This innovative work argues that a psychological framework of disability is an essential part of developing a more cohesive disability movement. Brian Watermeyer introduces a new, integrative approach, using psychoanalysis to tackle the problem of conceptualising psychological aspects of life with disablism. Psychoanalytic ideas are applied to social responses to impairment, making sense of discrimination in its many forms, as well as problems in disability politics and research. The perspective explores individual psychological experience, whilst retaining a rigorous critique of social forces of oppression. The argument shows how it is possible to theorise the psychological processes and impressions of discriminatory society without pathologising disadvantaged individuals.
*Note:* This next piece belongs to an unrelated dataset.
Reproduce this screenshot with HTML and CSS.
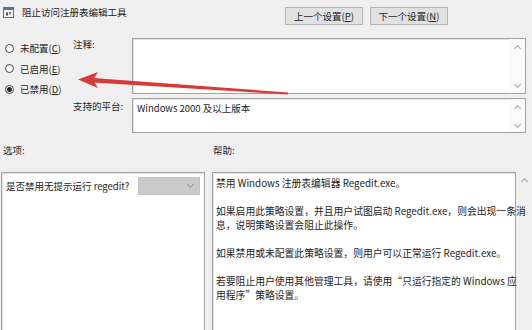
FILE: index.html
```html
<!DOCTYPE html>
<html lang="zh-CN">
<head>
    <meta charset="UTF-8">
    <title>阻止访问注册表编辑工具</title>
    <link rel="stylesheet" href="styles.css">
</head>
<body>
    <div class="window">
        <div class="header">
            <div class="title">
                <svg class="title-icon" width="11" height="11" viewBox="0 0 11 11">
                    <rect x="0.5" y="0.5" width="10" height="10" fill="#f4f4f4" stroke="#6b6b6b"/>
                    <rect x="0.5" y="0.5" width="10" height="2.5" fill="#5d7891"/>
                    <path d="M3 5.5 h2 v3 h-2 z M6 5 l2 0 l-1 3.5 z" fill="#505050"/>
                </svg>
                <span>阻止访问注册表编辑工具</span>
            </div>
            <div class="nav-buttons">
                <button class="btn">上一个设置(<u>P</u>)</button>
                <button class="btn">下一个设置(<u>N</u>)</button>
            </div>
        </div>

        <div class="top">
            <div class="states">
                <label class="radio"><span class="dot"></span><span>未配置(<u>C</u>)</span></label>
                <label class="radio"><span class="dot"></span><span>已启用(<u>E</u>)</span></label>
                <label class="radio"><span class="dot checked"></span><span>已禁用(<u>D</u>)</span></label>
            </div>
            <div class="fields">
                <div class="field-label">注释:</div>
                <div class="box comment">
                    <div class="box-body"></div>
                    <div class="mini-scroll">
                        <span class="chev up"></span>
                        <span class="chev down"></span>
                    </div>
                </div>
                <div class="field-label platform-label">支持的平台:</div>
                <div class="box platform">
                    <div class="box-body">Windows 2000 及以上版本</div>
                    <div class="mini-scroll">
                        <span class="chev up"></span>
                        <span class="chev down"></span>
                    </div>
                </div>
            </div>
        </div>

        <div class="section-labels">
            <div class="section-label options-label">选项:</div>
            <div class="section-label">帮助:</div>
        </div>

        <div class="panels">
            <div class="panel options">
                <div class="option-row">
                    <span>是否禁用无提示运行 regedit?</span>
                    <span class="select"><span class="chev down"></span></span>
                </div>
            </div>
            <div class="panel help">
                <p>禁用 Windows 注册表编辑器 Regedit.exe。</p>
                <p>如果启用此策略设置，并且用户试图启动 Regedit.exe，则会出现一条消<br>息，说明策略设置会阻止此操作。</p>
                <p>如果禁用或未配置此策略设置，则用户可以正常运行 Regedit.exe。</p>
                <p>若要阻止用户使用其他管理工具，请使用“只运行指定的 Windows 应<br>用程序”策略设置。</p>
            </div>
            <div class="help-scroll">
                <span class="chev up"></span>
            </div>
        </div>

        <svg class="arrow" width="532" height="330" viewBox="0 0 532 330">
            <polygon points="93,78 288,92.5 288,94.5 93,82.5" fill="#d83a38"/>
            <polygon points="78,79.5 98,72 93,80 98,88" fill="#d83a38"/>
        </svg>
    </div>
</body>
</html>
```

FILE: styles.css
```css
* {
    margin: 0;
    padding: 0;
    box-sizing: border-box;
}

body {
    width: 532px;
    height: 330px;
    overflow: hidden;
    background: #f0f0f0;
    font-family: "Noto Sans CJK SC", "Noto Sans", sans-serif;
    font-size: 9.5px;
    color: #1e1e1e;
}

.window {
    position: relative;
    height: 330px;
}

u {
    text-decoration: underline;
    text-underline-offset: 1px;
}

/* header */

.header {
    display: flex;
    align-items: flex-start;
    padding-top: 6px;
    height: 38px;
}

.title {
    display: flex;
    align-items: center;
    gap: 8px;
    padding-left: 3px;
    line-height: 12px;
    width: 285px;
}

.nav-buttons {
    display: flex;
    gap: 7px;
    margin-top: 1px;
}

.btn {
    width: 78px;
    height: 18px;
    font: inherit;
    color: #1e1e1e;
    background: #e1e1e1;
    border: 1px solid #b4b4b4;
    line-height: 16px;
}

/* radios + fields */

.top {
    display: flex;
}

.states {
    width: 73px;
    padding-left: 5px;
}

.radio {
    display: flex;
    align-items: center;
    gap: 6px;
    height: 20.5px;
}

.dot {
    width: 9px;
    height: 9px;
    border: 1px solid #444;
    border-radius: 50%;
    background: #fff;
    display: flex;
    align-items: center;
    justify-content: center;
}

.dot.checked::after {
    content: "";
    width: 5px;
    height: 5px;
    border-radius: 50%;
    background: #2b2b2b;
}

.fields {
    display: grid;
    grid-template-columns: 59px 394px;
    row-gap: 4px;
}

.field-label {
    line-height: 12px;
}

.platform-label {
    padding-top: 2px;
}

.box {
    display: flex;
    background: #fff;
    border: 1px solid #a3a3a3;
    box-shadow: inset 1px 1px 0 #e2e2e2;
}

.comment {
    height: 56px;
}

.platform {
    height: 35px;
}

.box-body {
    flex: 1;
    padding: 3px 4px;
    line-height: 12px;
}

.mini-scroll {
    width: 16px;
    display: flex;
    flex-direction: column;
    justify-content: space-between;
    align-items: center;
    padding: 7px 0 6px;
    background: #fbfbfb;
}

.platform .mini-scroll {
    padding: 7px 0 5px;
}

.chev {
    width: 5px;
    height: 5px;
    border-left: 1px solid #a8a8a8;
    border-top: 1px solid #a8a8a8;
}

.chev.up {
    transform: rotate(45deg);
}

.chev.down {
    transform: rotate(225deg);
}

/* lower section */

.section-labels {
    display: flex;
    margin-top: 11px;
    height: 28px;
    line-height: 12px;
}

.options-label {
    width: 213px;
    padding-left: 3px;
}

.panels {
    display: flex;
    height: 170px;
}

.panel {
    background: #fff;
    border: 1px solid #a3a3a3;
    box-shadow: inset 1px 1px 0 #e2e2e2;
}

.options {
    width: 204px;
    margin-left: 1px;
    margin-right: 7px;
}

.option-row {
    display: flex;
    justify-content: space-between;
    align-items: center;
    padding: 3px 4px 0 4px;
    height: 22px;
}

.select {
    width: 62px;
    height: 18px;
    background: #cbcbcb;
    border: 1px solid #c2c2c2;
    display: flex;
    justify-content: flex-end;
    align-items: center;
    padding-right: 6px;
}

.select .chev {
    border-color: #999;
    margin-top: -3px;
}

.help {
    width: 304px;
    padding: 3px 0 0 3px;
    font-size: 9.8px;
    line-height: 14px;
    white-space: nowrap;
}

.help p {
    margin-bottom: 14px;
}

.help-scroll {
    width: 16px;
    display: flex;
    justify-content: center;
    padding-top: 7px;
}

/* red annotation arrow */

.arrow {
    position: absolute;
    left: 0;
    top: 0;
    pointer-events: none;
}
```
Drawing on sociology, social anthropology, psychology and psychoanalysis - as well as clinical material - Towards a Contextual Psychology of Disablism shapes a view of disabled subjectivity which is embodied, internal, and political. Presenting a range of conceptual ideas which describe psychological dynamics and predicaments confronting disabled people in an exclusionary and prejudiced world, this volume is an important new contribution to the literature. It will interest students and researchers of disability studies, including those working within psychology, education, health and social work.

Brian Watermeyer is a clinical psychologist, and a disabled person. During the writing of this book he was a postdoctoral research fellow at Stellenbosch University. He teaches on postgraduate programmes at several South African universities, in disability studies, rehabilitation science, clinical psychology and other health science disciplines.